The project's principle investigator, Stellan Ohlsson, has centered his exploration on the HS system, a sort of "electronic learner" that he designed in order to "teach" it the concepts of counting and arithmetic. HS would then perform calculations based on its understanding of these lessons, and Ohlsson could observe the system's errors, self-correcting procedures, and resulting efficiency and accuracy. HS thus simulated the cognitive learning and rule-building processes of actual learners, providing what Ohlsson calls, "a model that starts with knowledge of the concepts and principles and learns how to do arithmetic tasks correctly."
Ohlsson's first sessions with HS were on counting, which he says is "the simplest of all arithmetic procedures--one that children learn quite well, unlike the arithmetic in school." He found a direct connection between the skill of counting and the principles of counting, a perfect overlay of a conceptual template upon a procedural activity. "Learning to count," Ohlsson says, "has all the nice properties you would want school instruction in arithmetic to have. For instance, children can, if you change the counting task on them in some unusual way, readily adapt to this. They don't fall apart. So, you ask a child to count the pens here on my desk, and he does so and tells you there are nine. You can then say, count them again and make sure the red one is number three--and the child will be able to adapt his counting to that constraint."
Such flexibility apparently comes straight out of the direct, inflexible connection between the principle and the skill of counting. "The source of children's success with counting," Ohlsson says, "is that the idea constrains the behavior." In fact, the idea virtually is the behavior. "The concept of one-to-one mapping that underlies counting is reflected in the performance," Ohlsson continues. "Every step in counting is dictated by the principles, so if you do any step but the right one, you will be violating the one-to-one mapping." To learn counting, then, is to learn the principle, even though a child enumerating the pens on Ohlsson's desk might not be able to say why he does it the way he does.
Subtraction is a different story. In order to investigate the connection between the principles and the procedures in one topic of subtraction, Ohlsson taught HS how to subtract using two different procedures, or algorithms, and he taught each algorithm both conceptually and mechanically. The question was, which algorithm, taught by which method, could HS learn and perform better?

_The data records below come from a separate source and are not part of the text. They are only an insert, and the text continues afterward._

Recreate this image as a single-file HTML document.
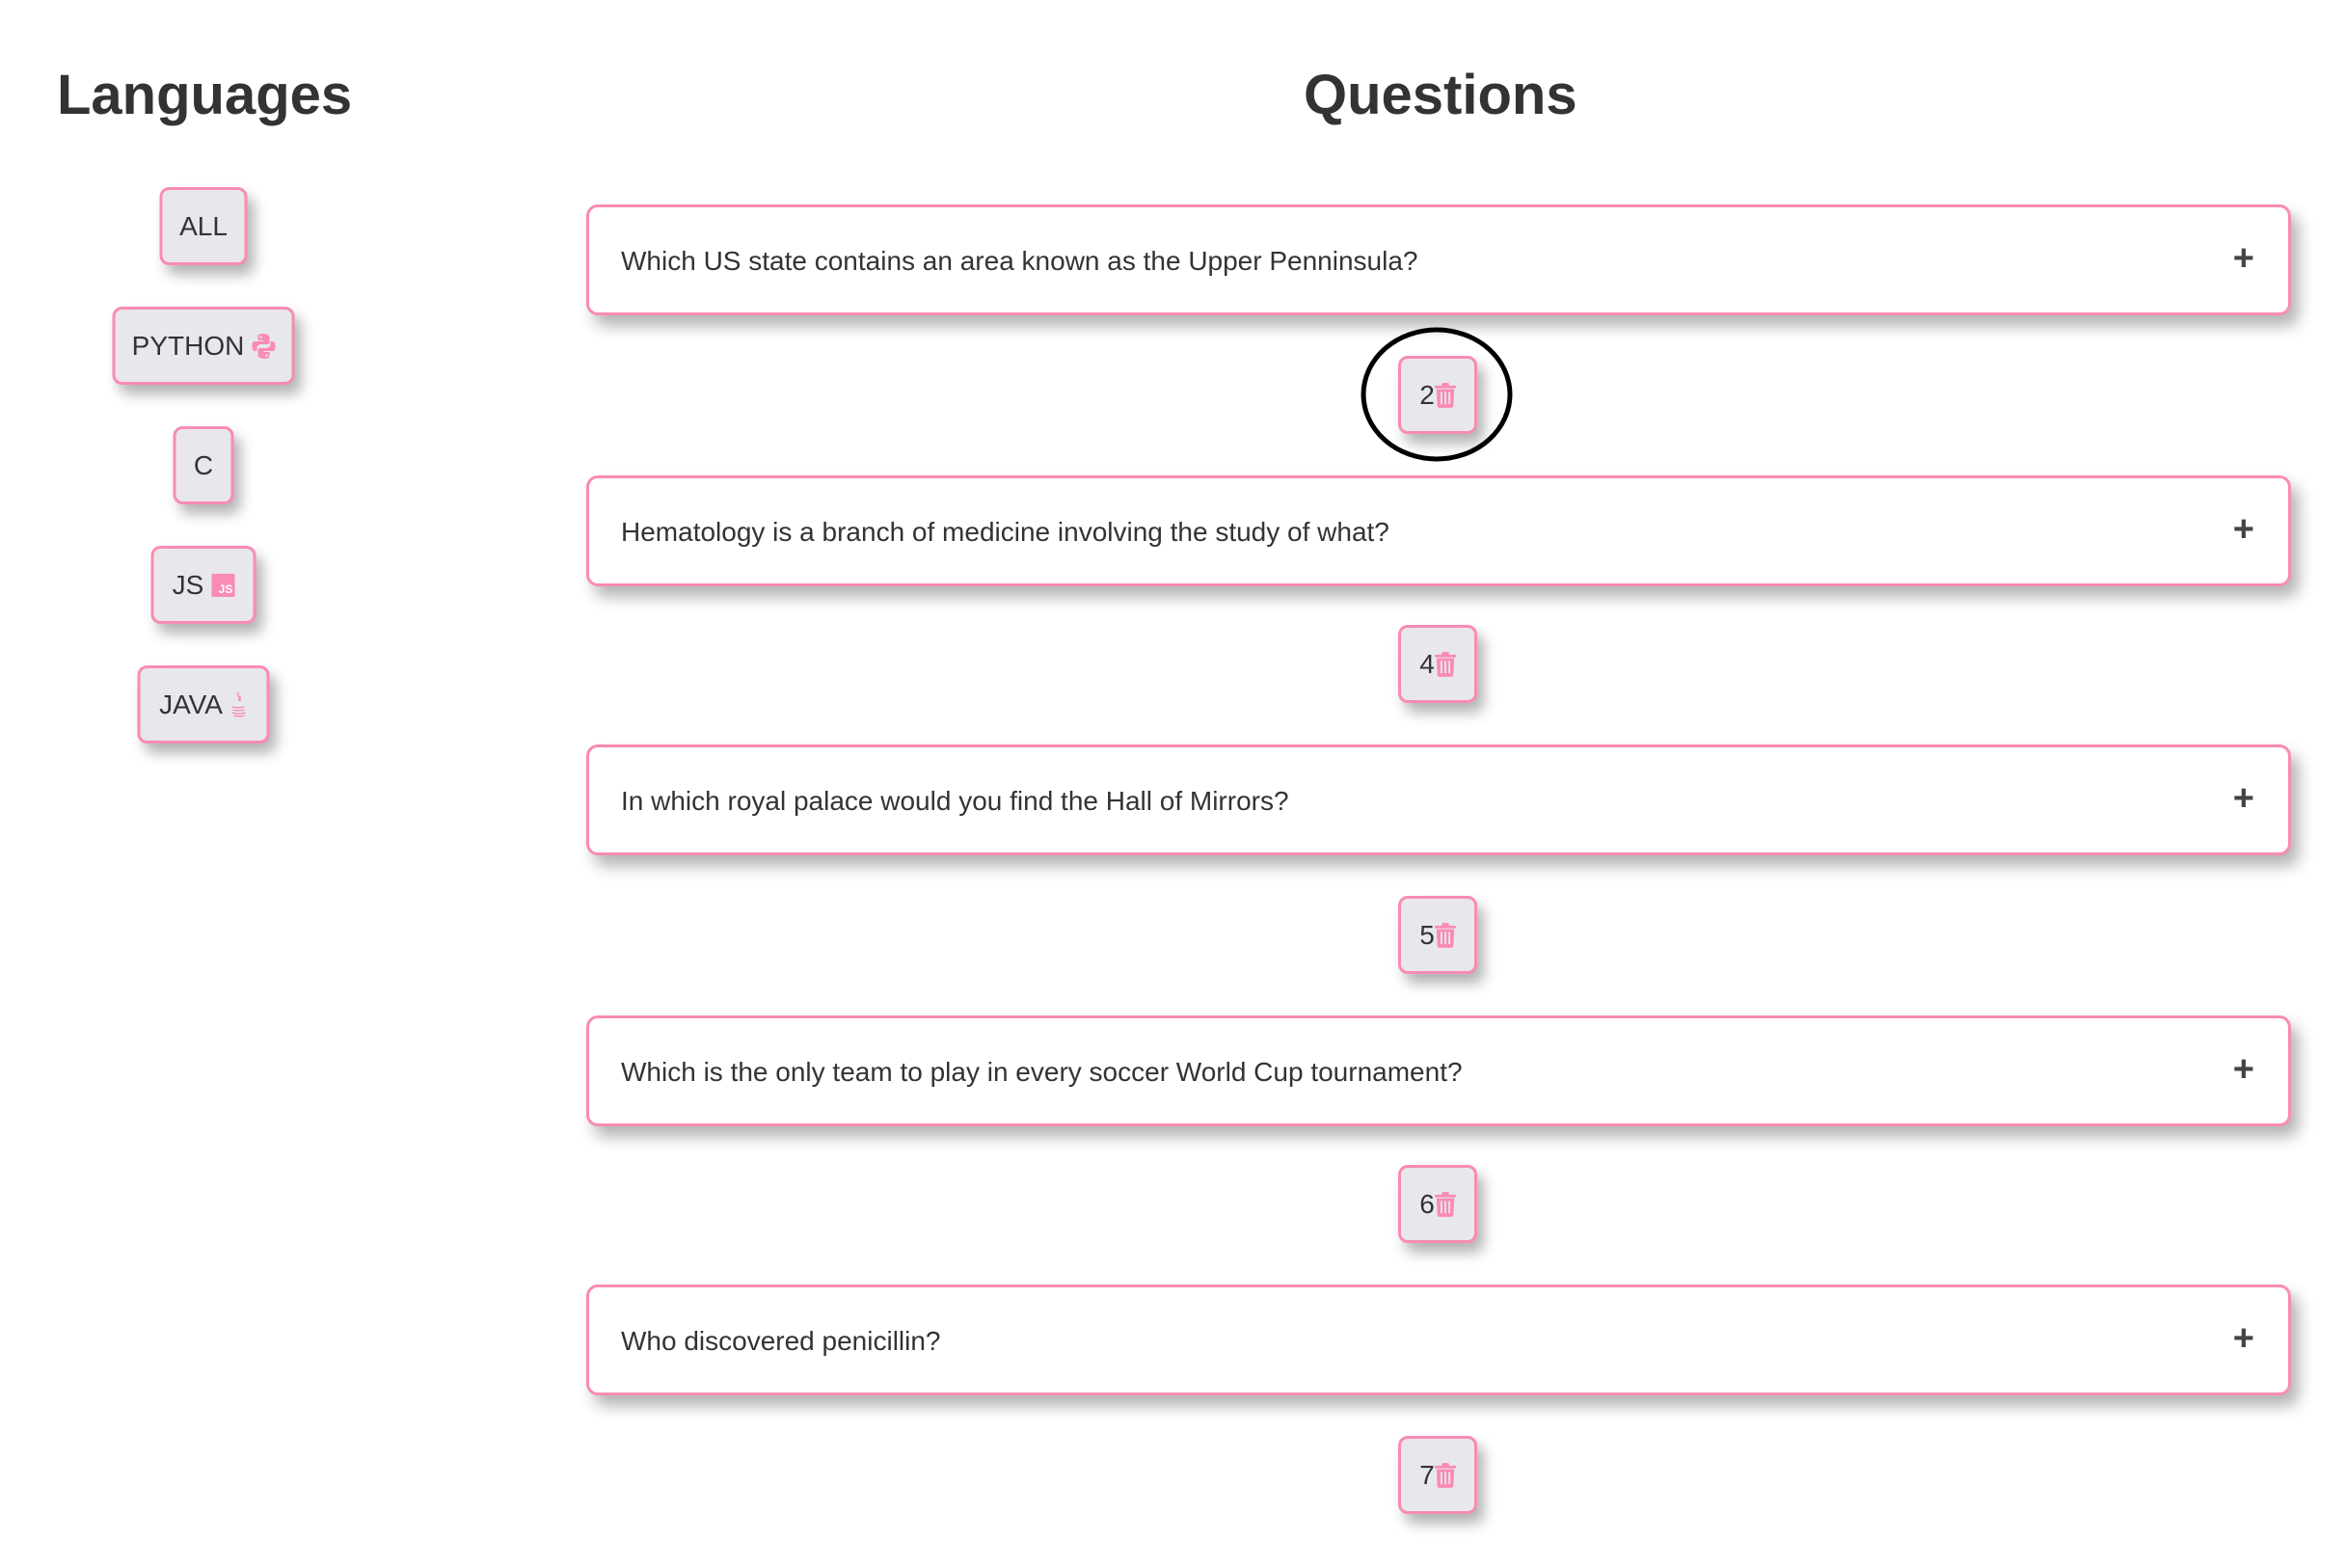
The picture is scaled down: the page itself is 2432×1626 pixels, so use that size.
<!DOCTYPE html>
<html><head><meta charset="utf-8"><style>
*{box-sizing:border-box;margin:0;padding:0}
body{width:2432px;height:1626px;background:#fff;font-family:"Liberation Sans",Arial,sans-serif;color:#333;position:relative;overflow:hidden}
h1{position:absolute;font-size:58px;font-weight:bold;color:#333;top:65px}
.lb{position:absolute;height:81px;background:#e8e7ec;border:3px solid #f98bb5;border-radius:10px;box-shadow:7px 10px 14px rgba(0,0,0,.3);font-size:28px;display:flex;align-items:center;justify-content:center;gap:8px;transform:translateX(-50%);left:211px}
.card{position:absolute;left:608px;width:1768px;height:115px;background:#fff;border:3px solid #f98bb5;border-radius:12px;box-shadow:8px 11px 16px rgba(0,0,0,.3);font-size:28px;display:flex;align-items:center;padding-left:33px;padding-top:2px}
.card .p{position:absolute;right:35px;top:32px;font-size:38px;font-weight:bold;color:#444}
.sb{position:absolute;left:1450px;width:82px;height:81px;background:#e8e7ec;border:3px solid #f98bb5;border-radius:10px;box-shadow:7px 10px 14px rgba(0,0,0,.3);font-size:28px;display:flex;align-items:center;justify-content:center}
</style></head><body>
<h1 style="left:59px">Languages</h1>
<h1 style="left:1352px">Questions</h1>

<div class="lb" style="top:194px;width:91px">ALL</div>
<div class="lb" style="top:318px;width:189px">PYTHON
<svg width="24" height="26" viewBox="0 0 24 26"><path fill="#f98bb5" d="M11 0C6 0 6 2 6 4v3h6v1H3C0 8 0 11 0 13s0 5 3 5h2v-3c0-2 2-4 4-4h6c2 0 3-1 3-3V4c0-2-2-4-7-4z"/><path fill="#f98bb5" d="M13 26c5 0 5-2 5-4v-3h-6v-1h9c3 0 3-3 3-5s0-5-3-5h-2v3c0 2-2 4-4 4H9c-2 0-3 1-3 3v4c0 2 2 4 7 4z"/><circle cx="9" cy="3.5" r="1.3" fill="#e8e7ec"/><circle cx="15" cy="22.5" r="1.3" fill="#e8e7ec"/></svg></div>
<div class="lb" style="top:442px;width:63px">C</div>
<div class="lb" style="top:566px;width:109px">JS <span style="display:inline-block;width:24px;height:24px;background:#f98bb5;color:#fff;font-size:12px;font-weight:bold;line-height:12px;text-align:right;padding:10px 2px 0 0">JS</span></div>
<div class="lb" style="top:690px;width:137px">JAVA
<svg width="18" height="28" viewBox="0 0 18 28" fill="none" stroke="#f98bb5" stroke-width="1.4"><path d="M9 1c-3 4 3 5 0 9M11 5c-2 2 1 3-1 5"/><path d="M2 16c4 1 10 1 13 0M3 19c4 1 9 1 12 0M2 22c5 1.5 10 1.5 14 0M4 25c3 1 8 1 11 0"/></svg></div>

<div class="card" style="top:212px">Which US state contains an area known as the Upper Penninsula?<span class="p">+</span></div>
<div class="card" style="top:493px">Hematology is a branch of medicine involving the study of what?<span class="p">+</span></div>
<div class="card" style="top:772px">In which royal palace would you find the Hall of Mirrors?<span class="p">+</span></div>
<div class="card" style="top:1053px">Which is the only team to play in every soccer World Cup tournament?<span class="p">+</span></div>
<div class="card" style="top:1332px">Who discovered penicillin?<span class="p">+</span></div>

<svg width="0" height="0" style="position:absolute"><defs><symbol id="t" viewBox="0 0 24 28"><rect x="0" y="3" width="24" height="3" rx="1" fill="#f98bb5"/><rect x="8" y="0" width="8" height="4" rx="1" fill="#f98bb5"/><path d="M2 7h20l-1 19c0 1-1 2-2 2H5c-1 0-2-1-2-2z" fill="#f98bb5"/><path d="M7.5 10v14M12 10v14M16.5 10v14" stroke="#e8e7ec" stroke-width="2"/></symbol></defs></svg>
<div class="sb" style="top:369px">2<svg width="22" height="26"><use href="#t"/></svg></div>
<div class="sb" style="top:648px">4<svg width="22" height="26"><use href="#t"/></svg></div>
<div class="sb" style="top:929px">5<svg width="22" height="26"><use href="#t"/></svg></div>
<div class="sb" style="top:1208px">6<svg width="22" height="26"><use href="#t"/></svg></div>
<div class="sb" style="top:1489px">7<svg width="22" height="26"><use href="#t"/></svg></div>

<svg style="position:absolute;left:1405px;top:336px" width="170" height="146"><ellipse cx="85" cy="73" rx="76" ry="67" fill="none" stroke="#000" stroke-width="5"/></svg>
</body></html>
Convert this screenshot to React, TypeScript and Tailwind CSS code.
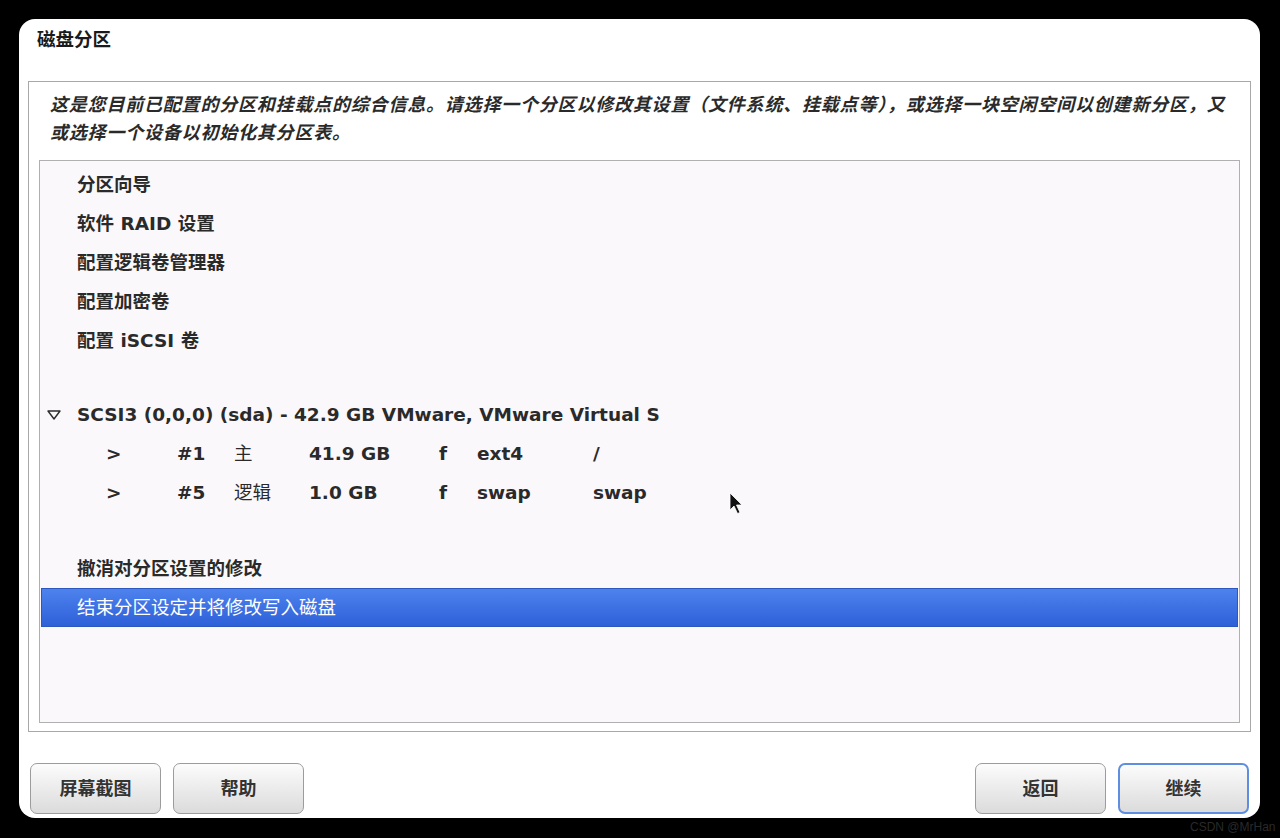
import React from 'react';

const font = { fontFamily: '"DejaVu Sans", "Noto Sans CJK SC", sans-serif' };

const Row = ({ children, className = '' }: { children: React.ReactNode; className?: string }) => (
  <div className={`flex h-[39px] items-center text-[18.5px] font-bold text-[#2a2a2a] ${className}`}>{children}</div>
);

const PartRow = ({ num, type, size, fs, mount }: { num: string; type: string; size: string; fs: string; mount: string }) => (
  <Row className="pl-[66px]">
    <span className="w-[71px]">&gt;</span>
    <span className="w-[57px]">{num}</span>
    <span className="w-[75px] font-normal">{type}</span>
    <span className="w-[130px]">{size}</span>
    <span className="w-[38px]">f</span>
    <span className="w-[116px]">{fs}</span>
    <span>{mount}</span>
  </Row>
);

const Btn = ({ label, primary = false }: { label: string; primary?: boolean }) => (
  <button
    className={`h-[51px] w-[131px] rounded-[7px] bg-gradient-to-b from-[#fdfcfd] to-[#dcdbdc] text-[18px] font-bold text-[#333] ${
      primary ? 'border-2 border-[#5d8ee2]' : 'border border-[#9c9c9c]'
    }`}
  >
    {label}
  </button>
);

export default function App() {
  return (
    <div style={font} className="relative h-[838px] w-[1280px] overflow-hidden bg-black p-[19px] pb-[20px]">
      <div className="flex h-[799px] w-[1241px] flex-col rounded-[16px] bg-white px-[9px] pb-[4px]">
        <div className="flex h-[62px] items-start pt-[12px] pl-[9px]">
          <span className="text-[18.5px] leading-[18px] font-bold text-[#1a1a1a]">磁盘分区</span>
        </div>
        <div className="flex h-[651px] flex-col border border-[#a8a8a8] bg-white px-[10px] pb-[8px]">
          <p className="whitespace-nowrap pt-[9px] pl-[11px] text-[18px] leading-[28px] tracking-[0.8px] font-semibold italic text-[#2a2a2a]">
            这是您目前已配置的分区和挂载点的综合信息。请选择一个分区以修改其设置（文件系统、挂载点等），或选择一块空闲空间以创建新分区，又
            <br />
            或选择一个设备以初始化其分区表。
          </p>
          <div className="mt-[13px] flex-1 border border-[#b0b0b0] bg-[#fbf8fb] pt-[4px]">
            <Row className="pl-[37px]">分区向导</Row>
            <Row className="pl-[37px]">软件 RAID 设置</Row>
            <Row className="pl-[37px]">配置逻辑卷管理器</Row>
            <Row className="pl-[37px]">配置加密卷</Row>
            <Row className="pl-[37px]">配置 iSCSI 卷</Row>
            <div className="h-[35px]" />
            <Row className="pl-[7px]">
              <svg width="14" height="10" viewBox="0 0 14 10" className="mr-[16px]">
                <path d="M1 1 H13 L7 9 Z" fill="none" stroke="#2a2a2a" strokeWidth="1.4" strokeLinejoin="round" />
              </svg>
              SCSI3 (0,0,0) (sda) - 42.9 GB VMware, VMware Virtual S
            </Row>
            <PartRow num="#1" type="主" size="41.9 GB" fs="ext4" mount="/" />
            <PartRow num="#5" type="逻辑" size="1.0 GB" fs="swap" mount="swap" />
            <div className="h-[37px]" />
            <Row className="pl-[37px]">撤消对分区设置的修改</Row>
            <div className="mx-[1px] flex h-[39px] items-center border border-[#2b57bf] bg-gradient-to-b from-[#4d82ee] to-[#2e60d8] pl-[35px] text-[18.5px] font-normal text-white">
              结束分区设定并将修改写入磁盘
            </div>
          </div>
        </div>
        <div className="mt-auto flex items-end justify-between px-[2px]">
          <div className="flex gap-[12px]">
            <Btn label="屏幕截图" />
            <Btn label="帮助" />
          </div>
          <div className="flex gap-[12px]">
            <Btn label="返回" />
            <Btn label="继续" primary />
          </div>
        </div>
      </div>
      <svg className="absolute left-[729px] top-[492px]" width="16" height="24" viewBox="0 0 16 24">
        <path d="M1 1 L1 18 L5 14 L8.5 21.5 L11 20.5 L7.5 13 L13 13 Z" fill="#111" stroke="#fff" strokeWidth="0.8" />
      </svg>
      <span className="absolute left-[1190px] top-[821px] text-[12px] leading-none text-[#2a2a2a]" style={{ fontFamily: '"Liberation Sans", sans-serif' }}>
        CSDN @MrHan
      </span>
    </div>
  );
}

The algorithms taught to HS were regrouping and augmenting. Either can be used to solve what is called a non-canonical subtraction problem; that is, one like 42 minus 19, in which a digit in the subtrahend (19) is larger than the corresponding digit in the minuend (42). Regrouping, familiar to Americans, involves "borrowing" from the position immediately to the left of the too-small number in the minuend. In the example here, this would regroup the components of the minuend, 42, from 40 + 2 to 30 + 12. The 9 in 19 could then be subtracted from 12 instead of from 2. Augmenting, taught in Europe, simply adds equally to the minuend and the subtrahend. Thus, 42 and 19 might each be increased by 5 (or by any number from 1 through 8 that would rephrase the problem as a canonical one--such as 47 minus 24--without changing its outcome).
A comparison of the effectiveness of the four lessons not only moved toward settling an old dispute in early math education but also suggested a hypothesis for why arithmetic is so difficult for children to learn. Close observation of the steps, errors, corrections, and rule refinements that HS went through revealed that augmenting, taught mechanically, was most easily learned; regrouping, taught conceptually, was hardest to master. This ran counter to traditional wisdom in the field, which had held that regrouping was cognitively simpler to learn. The significant difference, Ohlsson found, lay neither in the concepts nor in the algorithm itself, but in the "attention allocation" of the electronic learner HS. "What we observed while running the model is that there are more complicated attention allocations in regrouping; in other words, the eyes move about over the display in a much more complicated pattern--and, of course, knowing the mathematical principles of subtraction isn't going to help with attention allocation."
Regrouping and augmenting are not the only two algorithms that one can use to perform mathematically correct subtraction. And there are many algorithms for many other kinds of arithmetic problems. Once a learner confronts a situation in which the behavior is not entirely constrained by principles, as it is in counting, then, says Ohlsson, "choosing the best algorithm is guided by expediency considerations." Thus, the conclusion he has drawn from running HS is that "even if you understand the underlying concepts and principles, there is still the problem of deciding what to do. You can't derive the most efficient algorithm from the mathematics, because the mathematics doesn't talk about that. We now think that is why it is so hard to learn subtraction, or other math, in a conceptual fashion. We think that is why so many instructional interventions fail, because they go in and try to teach the concept of place value, for example, and then find that the students still don't perform the calculations any better."
Because Ohlsson is concerned with efficiency in instruction, he questions whether time and effort involved in teaching arithmetic conceptually are well spent; yet he also concedes that "when you teach mechanically, that tends to rob the child of his own authority over the correct procedures." This matter of "authority," considered in the light of other work at NRCSL, may be what fills the gap between concepts and procedures in arithmetic.